Directions — Reproduce the listing below exactly, minus its pictures.

Supplied material —
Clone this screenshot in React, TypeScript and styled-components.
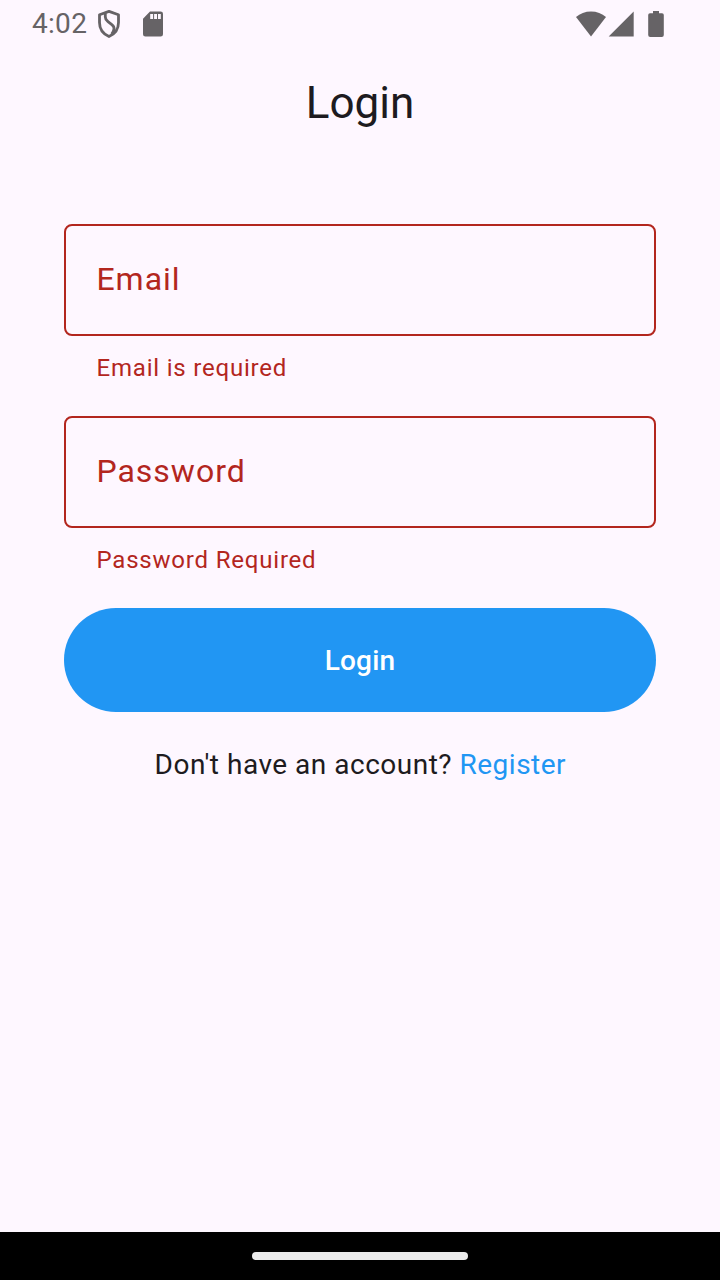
import React from "react";
import styled, { createGlobalStyle } from "styled-components";

const color = {
  surface: "#fef7ff",
  text: "#1d1b20",
  error: "#b3261e",
  primary: "#2196f3",
  status: "#666366",
};

const GlobalStyle = createGlobalStyle`
  *, *::before, *::after { box-sizing: border-box; }
  body { margin: 0; background: ${color.surface}; }
`;

const Screen = styled.div`
  display: flex;
  flex-direction: column;
  width: 720px;
  height: 1280px;
  overflow: hidden;
  background: ${color.surface};
  color: ${color.text};
  font-family: Roboto, "Liberation Sans", sans-serif;
`;

const StatusBar = styled.header`
  display: flex;
  align-items: center;
  justify-content: space-between;
  height: 48px;
  padding: 0 56px 0 32px;
  color: ${color.status};
`;

const StatusGroup = styled.div`
  display: flex;
  align-items: center;
  height: 48px;
`;

const Clock = styled.time`
  width: 65px;
  font-size: 28px;
  line-height: 48px;
  letter-spacing: 0.3px;
`;

const StatusIcon = styled.svg<{ $gap?: number }>`
  display: block;
  flex: none;
  margin-left: ${({ $gap = 0 }) => $gap}px;
  fill: currentColor;
`;

const AppBar = styled.div`
  display: flex;
  align-items: center;
  justify-content: center;
  height: 112px;
  padding-bottom: 2px;
`;

const Title = styled.h1`
  margin: 0;
  font-size: 44px;
  font-weight: 400;
  line-height: 56px;
`;

const Form = styled.form`
  display: flex;
  flex: 1;
  flex-direction: column;
  gap: 32px;
  padding: 64px 64px 0;
`;

const Field = styled.div`
  display: flex;
  flex-direction: column;
  gap: 16px;
  color: ${color.error};
`;

const FieldBox = styled.label`
  display: flex;
  align-items: center;
  height: 112px;
  padding: 0 30.4px 2px;
  border: 2px solid currentColor;
  border-radius: 8px;
  font-size: 32px;
  line-height: 48px;
  letter-spacing: 1px;
`;

const FieldError = styled.p`
  margin: 0;
  padding: 0 32.5px;
  font-size: 24px;
  line-height: 32px;
  letter-spacing: 0.8px;
`;

const SubmitButton = styled.button`
  height: 104px;
  padding: 2px 0 0;
  border: 0;
  border-radius: 52px;
  background: ${color.primary};
  color: #fff;
  font: 500 28px/40px Roboto, "Liberation Sans", sans-serif;
  letter-spacing: 0.2px;
`;

const RegisterPrompt = styled.p`
  margin: 0;
  padding: 1px 0 0 0.7px;
  font-size: 28px;
  line-height: 40px;
  letter-spacing: 0.5px;
  text-align: center;
`;

const RegisterLink = styled.a`
  color: ${color.primary};
`;

const NavigationBar = styled.footer`
  display: flex;
  align-items: center;
  justify-content: center;
  height: 48px;
  background: #000;
`;

const HomeHandle = styled.div`
  width: 216px;
  height: 8px;
  border-radius: 4px;
  background: #ebebeb;
`;

const fields = [
  { label: "Email", error: "Email is required" },
  { label: "Password", error: "Password Required" },
];

export default function App() {
  return (
    <Screen>
      <GlobalStyle />
      <StatusBar>
        <StatusGroup>
          <Clock>4:02</Clock>
          <StatusIcon width="24" height="30" viewBox="0 0 24 30">
            <path
              d="M12 2.4 L21.5 5.8 V13.5 C21.5 20 17.7 25 12 27.6 C6.3 25 2.5 20 2.5 13.5 V5.8 Z"
              fill="none"
              stroke="currentColor"
              strokeWidth="2.8"
              strokeLinejoin="round"
            />
            <path
              d="M8.3 4.2 V8 C8.3 10.3 9.2 11.3 11 12.7 L14.8 15.6 C16.6 17 17.2 18.2 17 20 C16.8 22 16 23.6 14.6 25.2"
              fill="none"
              stroke="currentColor"
              strokeWidth="2.8"
            />
          </StatusIcon>
          <StatusIcon width="22" height="26" viewBox="0 0 22 26" $gap={21}>
            <path
              fillRule="evenodd"
              d="M8 .5 H18.6 Q21 .5 21 2.8 V23.2 Q21 25.6 18.6 25.6 H3.4 Q1 25.6 1 23.2 V7.8 Z M8.2 3 V8 H11.1 V3 Z M12.1 3 V8 H15 V3 Z M16 3 V8 H18.8 V3 Z"
            />
          </StatusIcon>
        </StatusGroup>
        <StatusGroup>
          <StatusIcon width="30" height="26" viewBox="0 0 30 26">
            <path d="M0 6 C4 2.5 9.2 .5 15 .5 C20.8 .5 26 2.5 30 6 L15 25.5 Z" />
          </StatusIcon>
          <StatusIcon width="26" height="26" viewBox="0 0 26 26" $gap={2}>
            <path d="M25.7 .5 V25.5 H.7 Z" />
          </StatusIcon>
          <StatusIcon width="16" height="26" viewBox="0 0 16 26" $gap={14}>
            <path d="M5 0 H11 V2.2 H14 Q15.8 2.2 15.8 4 V24 Q15.8 26 13.8 26 H2.2 Q.2 26 .2 24 V4 Q.2 2.2 2 2.2 H5 Z" />
          </StatusIcon>
        </StatusGroup>
      </StatusBar>
      <AppBar>
        <Title>Login</Title>
      </AppBar>
      <Form>
        {fields.map(({ label, error }) => (
          <Field key={label}>
            <FieldBox>{label}</FieldBox>
            <FieldError>{error}</FieldError>
          </Field>
        ))}
        <SubmitButton type="button">Login</SubmitButton>
        <RegisterPrompt>
          Don't have an account? <RegisterLink>Register</RegisterLink>
        </RegisterPrompt>
      </Form>
      <NavigationBar>
        <HomeHandle />
      </NavigationBar>
    </Screen>
  );
}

Written solution —
Clone this screenshot in React, TypeScript and styled-components.
import React from "react";
import styled, { createGlobalStyle } from "styled-components";

const color = {
  surface: "#fef7ff",
  text: "#1d1b20",
  error: "#b3261e",
  primary: "#2196f3",
  status: "#666366",
};

const GlobalStyle = createGlobalStyle`
  *, *::before, *::after { box-sizing: border-box; }
  body { margin: 0; background: ${color.surface}; }
`;

const Screen = styled.div`
  display: flex;
  flex-direction: column;
  width: 720px;
  height: 1280px;
  overflow: hidden;
  background: ${color.surface};
  color: ${color.text};
  font-family: Roboto, "Liberation Sans", sans-serif;
`;

const StatusBar = styled.header`
  display: flex;
  align-items: center;
  justify-content: space-between;
  height: 48px;
  padding: 0 56px 0 32px;
  color: ${color.status};
`;

const StatusGroup = styled.div`
  display: flex;
  align-items: center;
  height: 48px;
`;

const Clock = styled.time`
  width: 65px;
  font-size: 28px;
  line-height: 48px;
  letter-spacing: 0.3px;
`;

const StatusIcon = styled.svg<{ $gap?: number }>`
  display: block;
  flex: none;
  margin-left: ${({ $gap = 0 }) => $gap}px;
  fill: currentColor;
`;

const AppBar = styled.div`
  display: flex;
  align-items: center;
  justify-content: center;
  height: 112px;
  padding-bottom: 2px;
`;

const Title = styled.h1`
  margin: 0;
  font-size: 44px;
  font-weight: 400;
  line-height: 56px;
`;

const Form = styled.form`
  display: flex;
  flex: 1;
  flex-direction: column;
  gap: 32px;
  padding: 64px 64px 0;
`;

const Field = styled.div`
  display: flex;
  flex-direction: column;
  gap: 16px;
  color: ${color.error};
`;

const FieldBox = styled.label`
  display: flex;
  align-items: center;
  height: 112px;
  padding: 0 30.4px 2px;
  border: 2px solid currentColor;
  border-radius: 8px;
  font-size: 32px;
  line-height: 48px;
  letter-spacing: 1px;
`;

const FieldError = styled.p`
  margin: 0;
  padding: 0 32.5px;
  font-size: 24px;
  line-height: 32px;
  letter-spacing: 0.8px;
`;

const SubmitButton = styled.button`
  height: 104px;
  padding: 2px 0 0;
  border: 0;
  border-radius: 52px;
  background: ${color.primary};
  color: #fff;
  font: 500 28px/40px Roboto, "Liberation Sans", sans-serif;
  letter-spacing: 0.2px;
`;

const RegisterPrompt = styled.p`
  margin: 0;
  padding: 1px 0 0 0.7px;
  font-size: 28px;
  line-height: 40px;
  letter-spacing: 0.5px;
  text-align: center;
`;

const RegisterLink = styled.a`
  color: ${color.primary};
`;

const NavigationBar = styled.footer`
  display: flex;
  align-items: center;
  justify-content: center;
  height: 48px;
  background: #000;
`;

const HomeHandle = styled.div`
  width: 216px;
  height: 8px;
  border-radius: 4px;
  background: #ebebeb;
`;

const fields = [
  { label: "Email", error: "Email is required" },
  { label: "Password", error: "Password Required" },
];

export default function App() {
  return (
    <Screen>
      <GlobalStyle />
      <StatusBar>
        <StatusGroup>
          <Clock>4:02</Clock>
          <StatusIcon width="24" height="30" viewBox="0 0 24 30">
            <path
              d="M12 2.4 L21.5 5.8 V13.5 C21.5 20 17.7 25 12 27.6 C6.3 25 2.5 20 2.5 13.5 V5.8 Z"
              fill="none"
              stroke="currentColor"
              strokeWidth="2.8"
              strokeLinejoin="round"
            />
            <path
              d="M8.3 4.2 V8 C8.3 10.3 9.2 11.3 11 12.7 L14.8 15.6 C16.6 17 17.2 18.2 17 20 C16.8 22 16 23.6 14.6 25.2"
              fill="none"
              stroke="currentColor"
              strokeWidth="2.8"
            />
          </StatusIcon>
          <StatusIcon width="22" height="26" viewBox="0 0 22 26" $gap={21}>
            <path
              fillRule="evenodd"
              d="M8 .5 H18.6 Q21 .5 21 2.8 V23.2 Q21 25.6 18.6 25.6 H3.4 Q1 25.6 1 23.2 V7.8 Z M8.2 3 V8 H11.1 V3 Z M12.1 3 V8 H15 V3 Z M16 3 V8 H18.8 V3 Z"
            />
          </StatusIcon>
        </StatusGroup>
        <StatusGroup>
          <StatusIcon width="30" height="26" viewBox="0 0 30 26">
            <path d="M0 6 C4 2.5 9.2 .5 15 .5 C20.8 .5 26 2.5 30 6 L15 25.5 Z" />
          </StatusIcon>
          <StatusIcon width="26" height="26" viewBox="0 0 26 26" $gap={2}>
            <path d="M25.7 .5 V25.5 H.7 Z" />
          </StatusIcon>
          <StatusIcon width="16" height="26" viewBox="0 0 16 26" $gap={14}>
            <path d="M5 0 H11 V2.2 H14 Q15.8 2.2 15.8 4 V24 Q15.8 26 13.8 26 H2.2 Q.2 26 .2 24 V4 Q.2 2.2 2 2.2 H5 Z" />
          </StatusIcon>
        </StatusGroup>
      </StatusBar>
      <AppBar>
        <Title>Login</Title>
      </AppBar>
      <Form>
        {fields.map(({ label, error }) => (
          <Field key={label}>
            <FieldBox>{label}</FieldBox>
            <FieldError>{error}</FieldError>
          </Field>
        ))}
        <SubmitButton type="button">Login</SubmitButton>
        <RegisterPrompt>
          Don't have an account? <RegisterLink>Register</RegisterLink>
        </RegisterPrompt>
      </Form>
      <NavigationBar>
        <HomeHandle />
      </NavigationBar>
    </Screen>
  );
}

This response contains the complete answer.